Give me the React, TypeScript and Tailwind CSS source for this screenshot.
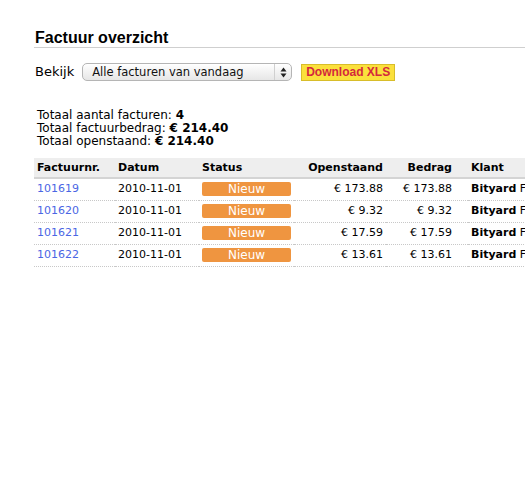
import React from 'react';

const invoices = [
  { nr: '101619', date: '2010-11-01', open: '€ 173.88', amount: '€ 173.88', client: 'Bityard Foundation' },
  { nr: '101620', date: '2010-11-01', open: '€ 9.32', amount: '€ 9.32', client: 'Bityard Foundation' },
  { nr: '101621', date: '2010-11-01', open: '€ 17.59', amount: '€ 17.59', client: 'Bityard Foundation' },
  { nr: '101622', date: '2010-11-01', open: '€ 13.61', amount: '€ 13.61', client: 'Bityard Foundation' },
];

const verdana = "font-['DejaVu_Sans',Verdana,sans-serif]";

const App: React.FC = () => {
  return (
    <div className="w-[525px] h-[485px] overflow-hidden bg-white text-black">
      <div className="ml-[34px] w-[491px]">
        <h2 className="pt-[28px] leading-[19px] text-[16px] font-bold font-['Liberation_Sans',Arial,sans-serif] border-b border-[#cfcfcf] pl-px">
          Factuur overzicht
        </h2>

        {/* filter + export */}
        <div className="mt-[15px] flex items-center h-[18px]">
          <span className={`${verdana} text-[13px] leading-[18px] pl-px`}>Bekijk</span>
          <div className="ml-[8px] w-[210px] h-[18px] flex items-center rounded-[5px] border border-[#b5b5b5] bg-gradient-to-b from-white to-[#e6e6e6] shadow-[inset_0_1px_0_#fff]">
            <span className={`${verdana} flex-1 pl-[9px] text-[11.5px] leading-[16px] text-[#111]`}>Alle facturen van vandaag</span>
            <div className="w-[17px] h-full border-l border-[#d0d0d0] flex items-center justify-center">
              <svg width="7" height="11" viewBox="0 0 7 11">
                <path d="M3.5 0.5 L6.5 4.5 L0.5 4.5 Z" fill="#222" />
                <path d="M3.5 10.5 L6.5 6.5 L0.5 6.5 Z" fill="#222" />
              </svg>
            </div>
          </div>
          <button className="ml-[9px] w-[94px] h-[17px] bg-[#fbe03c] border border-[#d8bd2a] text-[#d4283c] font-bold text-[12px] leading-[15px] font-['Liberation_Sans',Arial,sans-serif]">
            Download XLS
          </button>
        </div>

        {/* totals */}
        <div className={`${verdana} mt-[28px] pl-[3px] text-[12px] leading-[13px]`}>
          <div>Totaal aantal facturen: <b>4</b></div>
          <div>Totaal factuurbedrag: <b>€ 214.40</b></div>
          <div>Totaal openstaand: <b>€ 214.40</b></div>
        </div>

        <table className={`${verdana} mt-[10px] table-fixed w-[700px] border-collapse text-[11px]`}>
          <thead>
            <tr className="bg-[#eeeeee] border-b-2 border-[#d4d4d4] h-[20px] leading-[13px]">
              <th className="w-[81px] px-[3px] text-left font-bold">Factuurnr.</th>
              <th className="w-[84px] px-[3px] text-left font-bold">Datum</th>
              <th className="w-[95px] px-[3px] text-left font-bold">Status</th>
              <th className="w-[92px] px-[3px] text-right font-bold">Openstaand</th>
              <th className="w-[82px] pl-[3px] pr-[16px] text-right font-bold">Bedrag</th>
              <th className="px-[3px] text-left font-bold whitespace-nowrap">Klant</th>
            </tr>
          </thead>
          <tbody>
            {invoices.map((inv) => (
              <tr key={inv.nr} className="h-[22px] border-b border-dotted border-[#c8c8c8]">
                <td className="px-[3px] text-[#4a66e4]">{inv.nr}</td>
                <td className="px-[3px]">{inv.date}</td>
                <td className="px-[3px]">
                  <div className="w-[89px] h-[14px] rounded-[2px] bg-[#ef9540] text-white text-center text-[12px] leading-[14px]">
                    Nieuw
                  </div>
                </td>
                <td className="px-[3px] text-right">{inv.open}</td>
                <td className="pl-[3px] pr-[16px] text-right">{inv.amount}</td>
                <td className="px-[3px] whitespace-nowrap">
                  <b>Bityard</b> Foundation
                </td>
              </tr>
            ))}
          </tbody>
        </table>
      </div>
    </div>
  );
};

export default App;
--- --- ---
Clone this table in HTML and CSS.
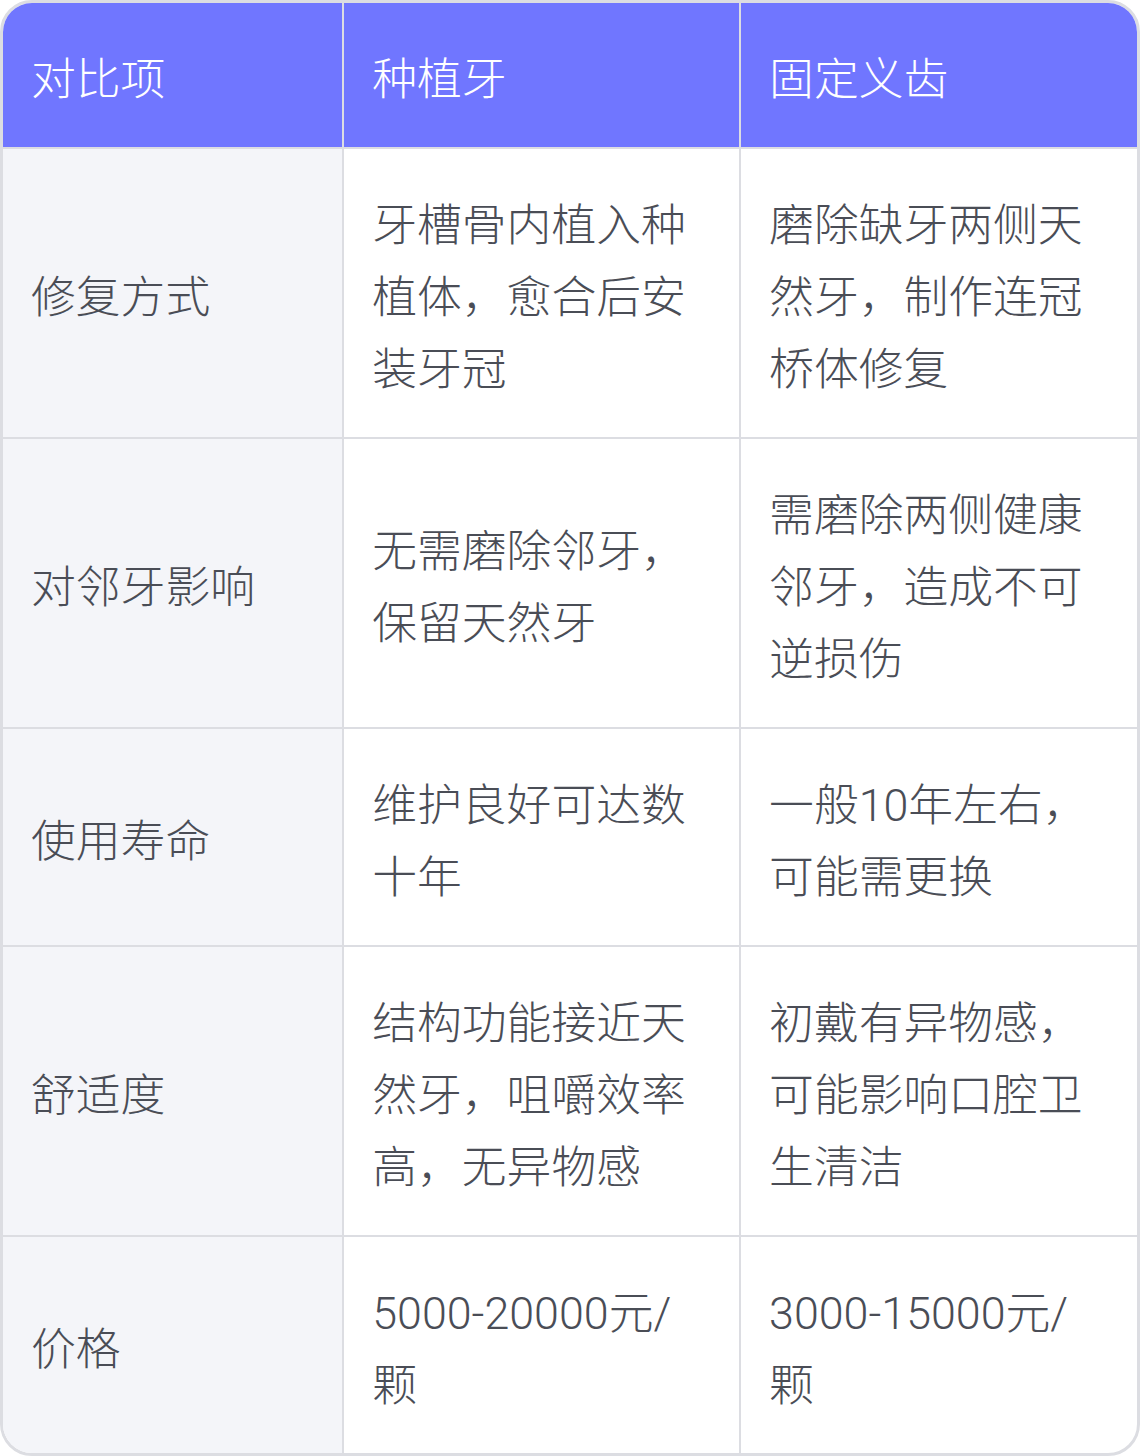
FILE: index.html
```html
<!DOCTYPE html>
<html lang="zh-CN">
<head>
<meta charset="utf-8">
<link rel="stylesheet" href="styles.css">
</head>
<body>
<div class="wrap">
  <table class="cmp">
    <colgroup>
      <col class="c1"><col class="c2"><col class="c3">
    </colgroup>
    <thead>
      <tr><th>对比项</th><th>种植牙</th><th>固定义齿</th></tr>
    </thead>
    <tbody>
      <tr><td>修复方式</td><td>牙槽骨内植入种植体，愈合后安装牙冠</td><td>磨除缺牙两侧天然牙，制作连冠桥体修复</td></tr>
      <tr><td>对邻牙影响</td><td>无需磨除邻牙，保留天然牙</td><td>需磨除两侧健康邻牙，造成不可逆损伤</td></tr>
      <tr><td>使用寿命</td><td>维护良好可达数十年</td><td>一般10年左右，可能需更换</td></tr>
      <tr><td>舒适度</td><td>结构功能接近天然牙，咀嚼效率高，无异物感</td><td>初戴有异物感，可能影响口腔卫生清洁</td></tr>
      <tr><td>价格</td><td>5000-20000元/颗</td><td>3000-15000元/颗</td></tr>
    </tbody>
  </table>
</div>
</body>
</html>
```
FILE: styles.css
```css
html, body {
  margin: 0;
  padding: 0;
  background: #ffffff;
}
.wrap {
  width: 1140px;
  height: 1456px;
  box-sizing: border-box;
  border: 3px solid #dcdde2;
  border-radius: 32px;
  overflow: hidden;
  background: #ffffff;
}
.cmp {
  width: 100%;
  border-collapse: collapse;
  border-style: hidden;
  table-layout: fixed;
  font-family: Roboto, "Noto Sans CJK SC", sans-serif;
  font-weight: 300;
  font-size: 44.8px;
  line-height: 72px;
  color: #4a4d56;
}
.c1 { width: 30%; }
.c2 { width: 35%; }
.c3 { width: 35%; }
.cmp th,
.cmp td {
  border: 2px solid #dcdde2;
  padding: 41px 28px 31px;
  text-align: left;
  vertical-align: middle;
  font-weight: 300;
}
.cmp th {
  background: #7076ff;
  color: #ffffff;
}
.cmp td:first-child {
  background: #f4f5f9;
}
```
--- --- ---
◆ **DO THIS**
Leave out the pictures and give again exactly the lines from the one with "Give me the" through the one with "import React from 'react';", and no others.

◆ **EXERCISE OUTPUT**
Give me the React, TypeScript and Tailwind CSS source for this screenshot.
import React from 'react';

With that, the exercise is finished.